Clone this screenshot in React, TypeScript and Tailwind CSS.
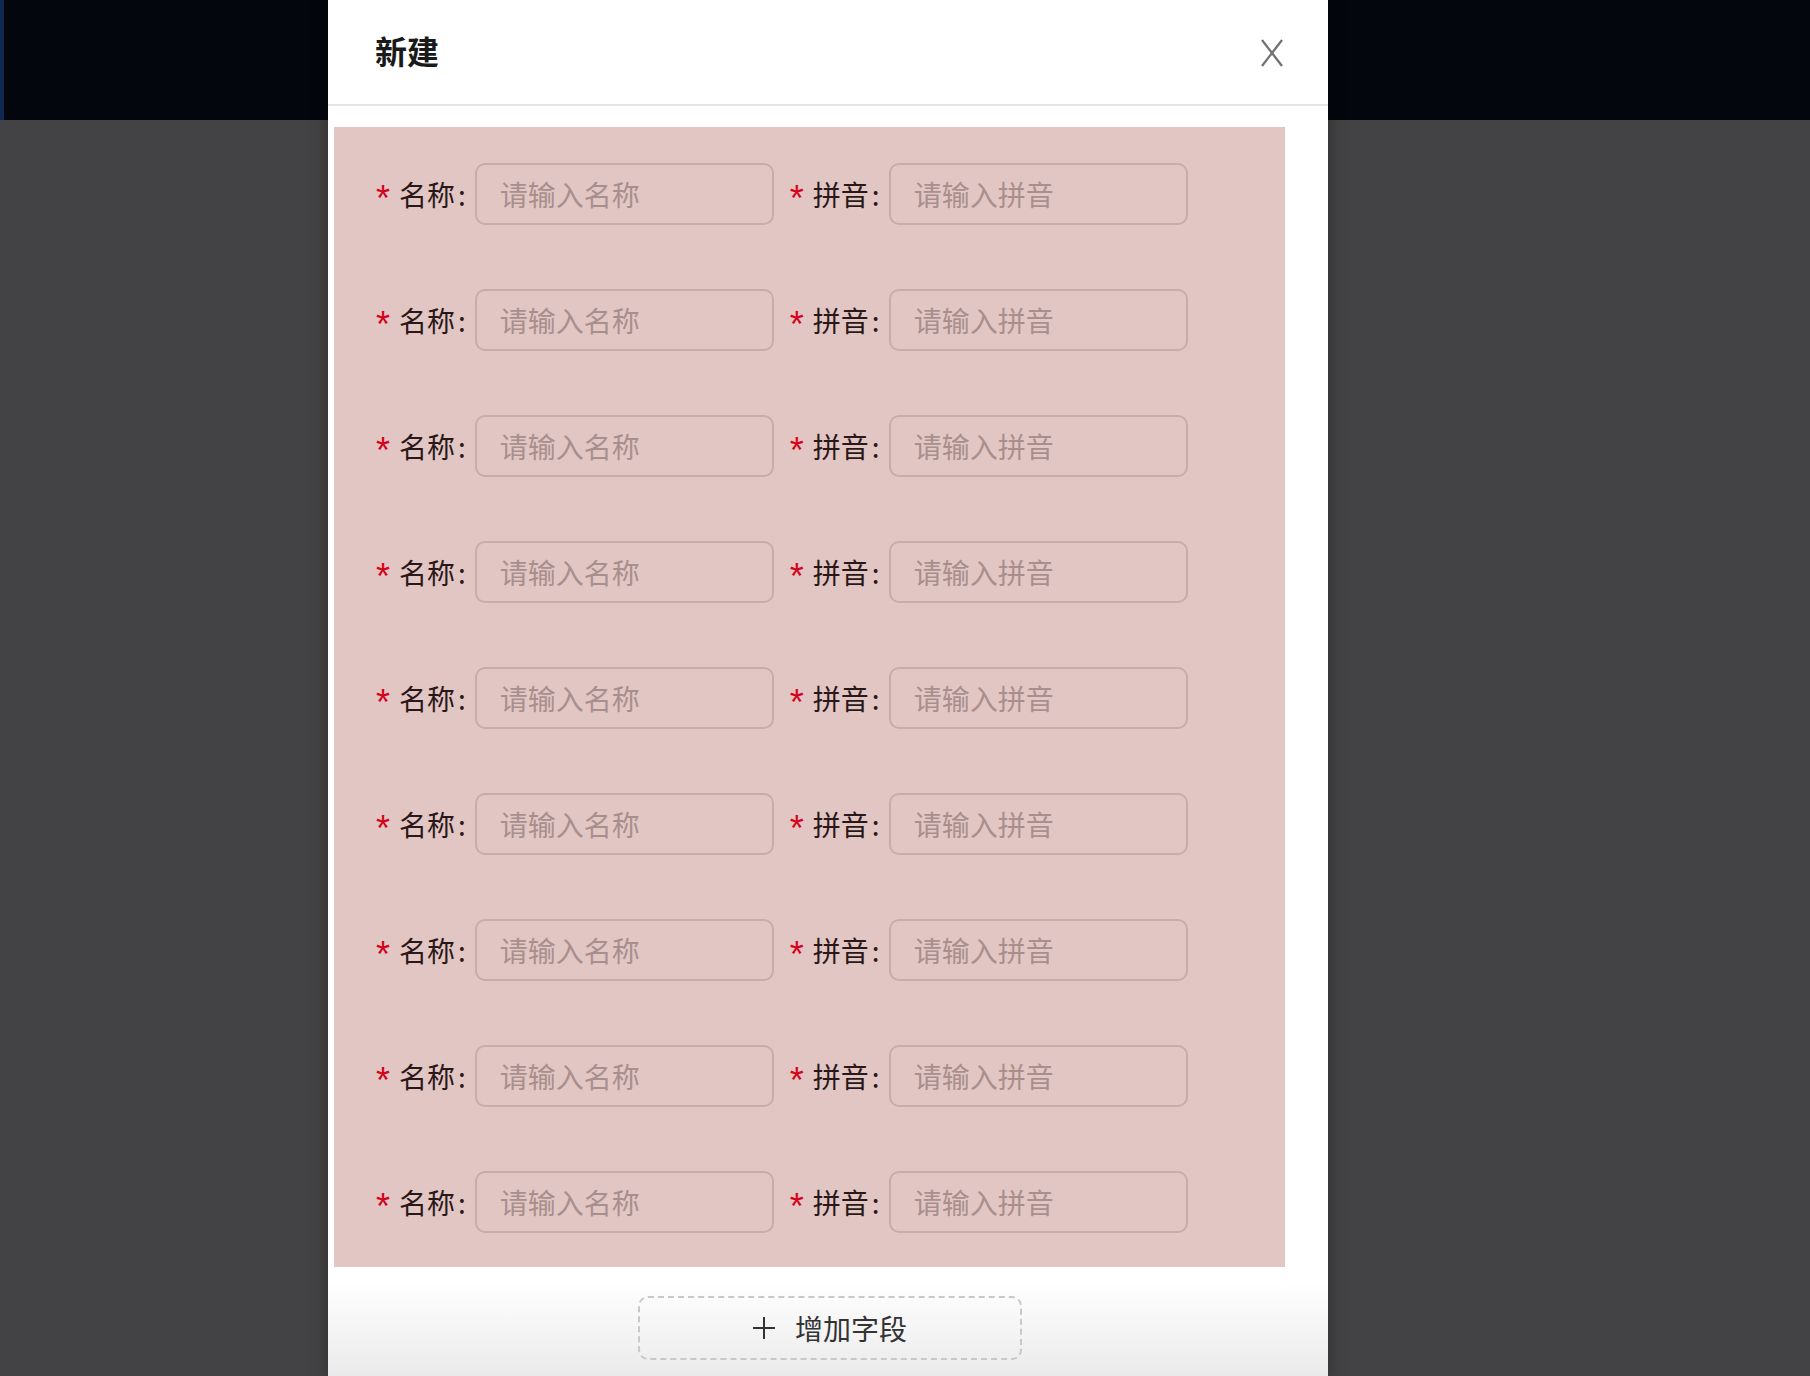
import React from "react";

const font = { fontFamily: '"Noto Sans CJK SC", "Noto Sans", sans-serif' };

function Field({ label, placeholder }: { label: string; placeholder: string }) {
  return (
    <div className="flex items-center h-[62px]">
      <span
        className="text-[#d4041c] text-[36px] leading-none w-[13px] mr-[10px] translate-y-[5px]"
        style={{ fontFamily: '"Liberation Sans", Arial, sans-serif' }}
      >
        *
      </span>
      <span className="text-[#2a1818] text-[28px] leading-none">{label}</span>
      <span className="text-[#2a1818] text-[28px] leading-none ml-[3px] mr-[9px]">:</span>
      <div className="w-[299px] h-[62px] rounded-[10px] border-2 border-[#c9acaa] flex items-center pl-[23px]">
        <span className="text-[#a88f8d] text-[28px] leading-none">{placeholder}</span>
      </div>
    </div>
  );
}

export default function App() {
  const rows = Array.from({ length: 9 });
  return (
    <div className="relative w-[1810px] h-[1376px] bg-[#434345] overflow-hidden" style={font}>
      <div className="h-[120px] bg-[#03070d] border-l-4 border-[#0f2850]" />
      <div className="absolute left-[328px] top-0 w-[1000px] h-[1376px] bg-white shadow-[0_0_16px_rgba(0,0,0,0.35)] flex flex-col">
        <div className="h-[106px] border-b-2 border-[#e6e6e6] flex items-center justify-between pl-[47px] pr-[44px] shrink-0">
          <span className="text-[32px] font-bold text-[#1a1a1a] leading-none -mt-[4px]">新建</span>
          <svg width="24" height="28" viewBox="0 0 24 28" className="mt-[1px]">
            <line x1="2" y1="1" x2="22" y2="27" stroke="#707070" strokeWidth="2.2" />
            <line x1="22" y1="1" x2="2" y2="27" stroke="#707070" strokeWidth="2.2" />
          </svg>
        </div>
        <div className="pt-[21px] pl-[6px] shrink-0">
          <div className="w-[951px] bg-[#e2c6c4] pt-[36px] pb-[34px] pl-[42px] flex flex-col gap-[64px]">
            {rows.map((_, i) => (
              <div key={i} className="flex items-center gap-[16px]">
                <Field label="名称" placeholder="请输入名称" />
                <Field label="拼音" placeholder="请输入拼音" />
              </div>
            ))}
          </div>
        </div>
        <div className="flex-1 bg-gradient-to-b from-white from-[15%] to-[#eaeaea] flex justify-center pt-[29px] pl-[4px]">
          <div className="w-[384px] h-[64px] rounded-[10px] border-2 border-dashed border-[#c8c8c8] flex items-center justify-center gap-[20px] text-[#333]">
            <svg width="22" height="22" viewBox="0 0 22 22">
              <line x1="11" y1="0" x2="11" y2="22" stroke="#333" strokeWidth="2" />
              <line x1="0" y1="11" x2="22" y2="11" stroke="#333" strokeWidth="2" />
            </svg>
            <span className="text-[28px] leading-none">增加字段</span>
          </div>
        </div>
      </div>
    </div>
  );
}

★ ★ ★ ★ ★

> [Exercise instructions] Write out the whole listing exactly, and drop the pictures.

> [Written solution]
Clone this screenshot in React, TypeScript and Tailwind CSS.
import React from "react";

const font = { fontFamily: '"Noto Sans CJK SC", "Noto Sans", sans-serif' };

function Field({ label, placeholder }: { label: string; placeholder: string }) {
  return (
    <div className="flex items-center h-[62px]">
      <span
        className="text-[#d4041c] text-[36px] leading-none w-[13px] mr-[10px] translate-y-[5px]"
        style={{ fontFamily: '"Liberation Sans", Arial, sans-serif' }}
      >
        *
      </span>
      <span className="text-[#2a1818] text-[28px] leading-none">{label}</span>
      <span className="text-[#2a1818] text-[28px] leading-none ml-[3px] mr-[9px]">:</span>
      <div className="w-[299px] h-[62px] rounded-[10px] border-2 border-[#c9acaa] flex items-center pl-[23px]">
        <span className="text-[#a88f8d] text-[28px] leading-none">{placeholder}</span>
      </div>
    </div>
  );
}

export default function App() {
  const rows = Array.from({ length: 9 });
  return (
    <div className="relative w-[1810px] h-[1376px] bg-[#434345] overflow-hidden" style={font}>
      <div className="h-[120px] bg-[#03070d] border-l-4 border-[#0f2850]" />
      <div className="absolute left-[328px] top-0 w-[1000px] h-[1376px] bg-white shadow-[0_0_16px_rgba(0,0,0,0.35)] flex flex-col">
        <div className="h-[106px] border-b-2 border-[#e6e6e6] flex items-center justify-between pl-[47px] pr-[44px] shrink-0">
          <span className="text-[32px] font-bold text-[#1a1a1a] leading-none -mt-[4px]">新建</span>
          <svg width="24" height="28" viewBox="0 0 24 28" className="mt-[1px]">
            <line x1="2" y1="1" x2="22" y2="27" stroke="#707070" strokeWidth="2.2" />
            <line x1="22" y1="1" x2="2" y2="27" stroke="#707070" strokeWidth="2.2" />
          </svg>
        </div>
        <div className="pt-[21px] pl-[6px] shrink-0">
          <div className="w-[951px] bg-[#e2c6c4] pt-[36px] pb-[34px] pl-[42px] flex flex-col gap-[64px]">
            {rows.map((_, i) => (
              <div key={i} className="flex items-center gap-[16px]">
                <Field label="名称" placeholder="请输入名称" />
                <Field label="拼音" placeholder="请输入拼音" />
              </div>
            ))}
          </div>
        </div>
        <div className="flex-1 bg-gradient-to-b from-white from-[15%] to-[#eaeaea] flex justify-center pt-[29px] pl-[4px]">
          <div className="w-[384px] h-[64px] rounded-[10px] border-2 border-dashed border-[#c8c8c8] flex items-center justify-center gap-[20px] text-[#333]">
            <svg width="22" height="22" viewBox="0 0 22 22">
              <line x1="11" y1="0" x2="11" y2="22" stroke="#333" strokeWidth="2" />
              <line x1="0" y1="11" x2="22" y2="11" stroke="#333" strokeWidth="2" />
            </svg>
            <span className="text-[28px] leading-none">增加字段</span>
          </div>
        </div>
      </div>
    </div>
  );
}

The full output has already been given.